La sonrisa de la narración, como la del dibujo, es impostada. La pintura de una sonrisa no rivaliza con la que puede ser una sonrisa sentida, con credibilidad; esto, en sí mismo, no implica un problema. Sin embargo, adquiere relevancia y valor cuando el simulacro simboliza lo que puede resultar un efecto del capitalismo emocional que toma la felicidad —la sonrisa es un signo de esta— como una mercancía, un producto del mercado que moviliza toda una industria. En tal caso, la dialéctica aflora porque nos sitúa en un plano ético y político, que es, precisamente, lo que se anula para hacer de la felicidad un asunto puramente técnico que puede ser medido, controlado, manipulado. Se produce así una despolitización que termina encubriendo la violencia estructural que ejerce el sistema sobre la ciudadanía, con una repercusión desigual que contribuye a mantener las desigualdades sociales (como el resto de desigualdades posibles: educativas, cognitivas, económicas, afectivas…). Simular una sonrisa es una muestra de la alienación a las exigencias de un orden social marcado por una economía de mercado que instiga al sujeto de consumo a consumir felicidad; una felicidad que no solo es efímera, sino que es, igualmente, simulada. El sufrimiento, ligado a la infelicidad, no puede ser eliminado ni negado, más cuando las condiciones que lo generan no parecen que estén en la agenda de las políticas neoliberales y del capitalismo financiero.

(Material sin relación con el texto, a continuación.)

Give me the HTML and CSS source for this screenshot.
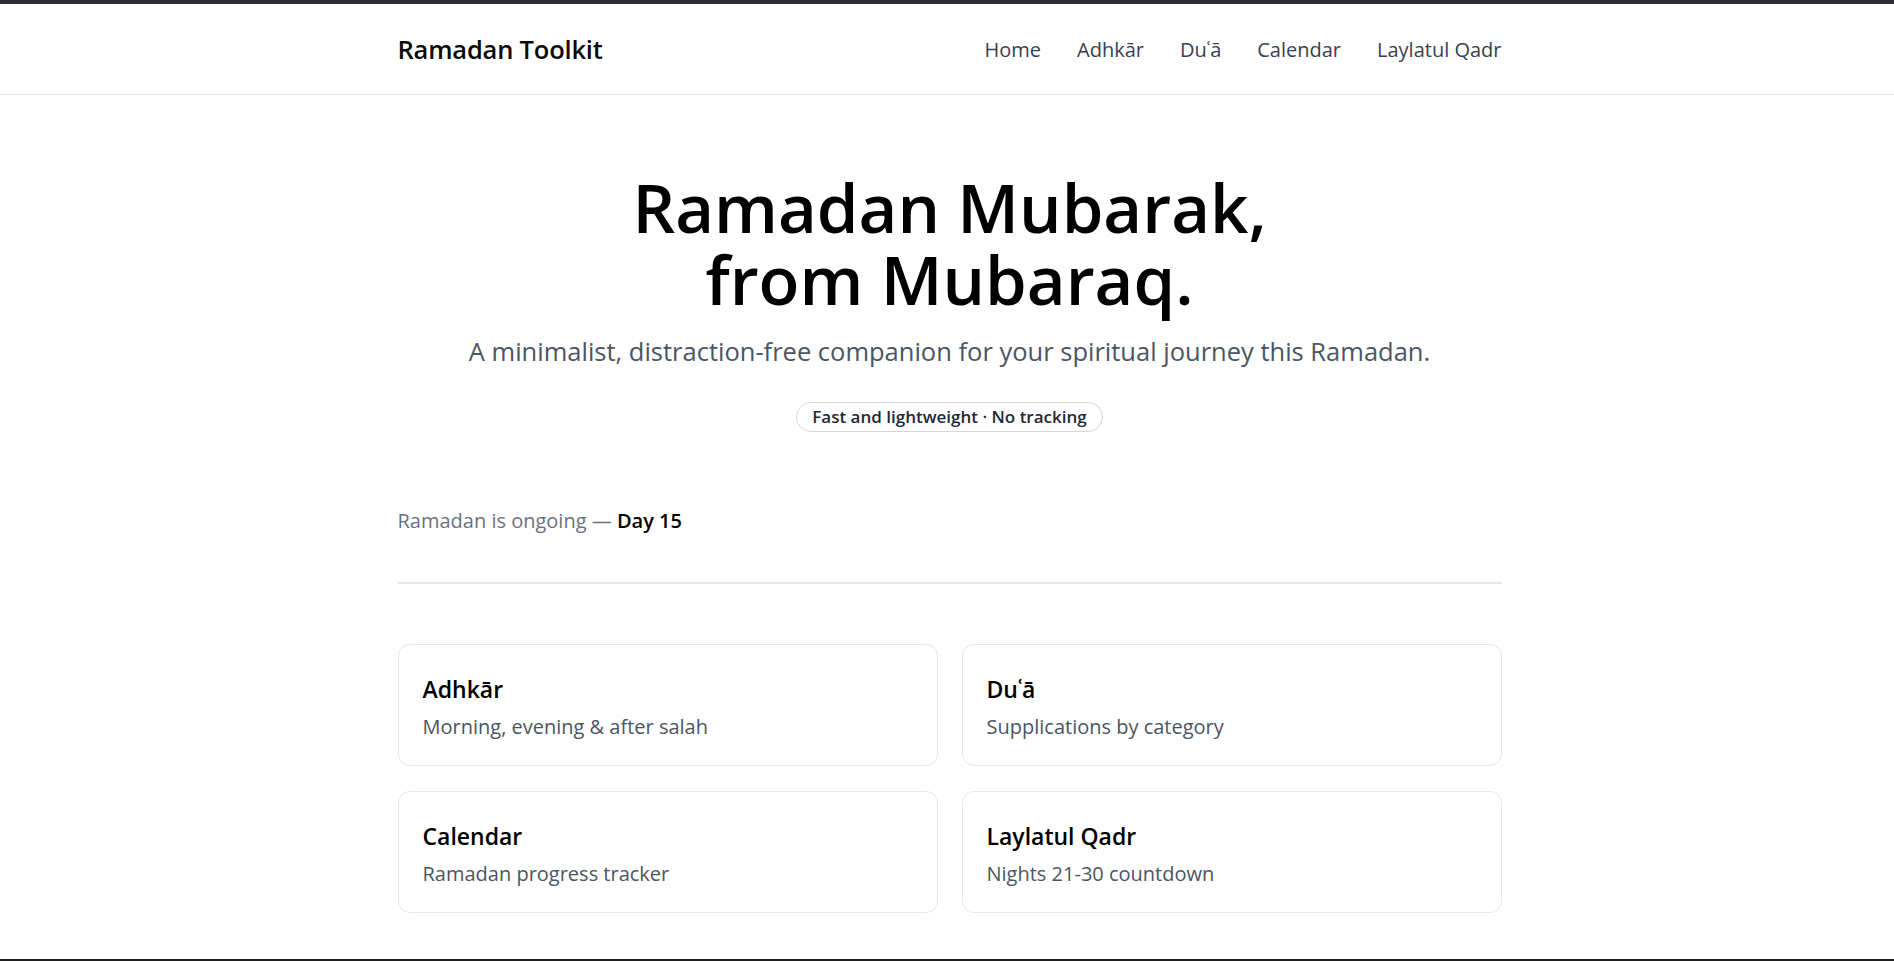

La sonrisa podrá ser impostada, pero las desigualdades y las injusticias difícilmente podrán responder a la cultura del simulacro (Baudrillard, 1995), ni les será efectivo el “factor de esperanza” al que se agarran quienes son defensores de la industria de la felicidad (Cabanas y Illouz, 2020). Aunque sean escondidas bajo una “pintura roja”, seguirán siendo sufridas, y tal vez por ello sea preciso hacer algún “elogio a la infelicidad” (Lledó, 2005) que humanice la sonrisa.
Baudrillard, J. (1995). Cultura y simulacro. Kairós.
Cabanas, E. y Illouz, E. (2020). Happycracia. Cómo la ciencia y la industria de la felicidad controlan nuestras vidas. Paidós.
Lledó, E. (2005). Elogio a la infelicidad. Cuatro Ediciones.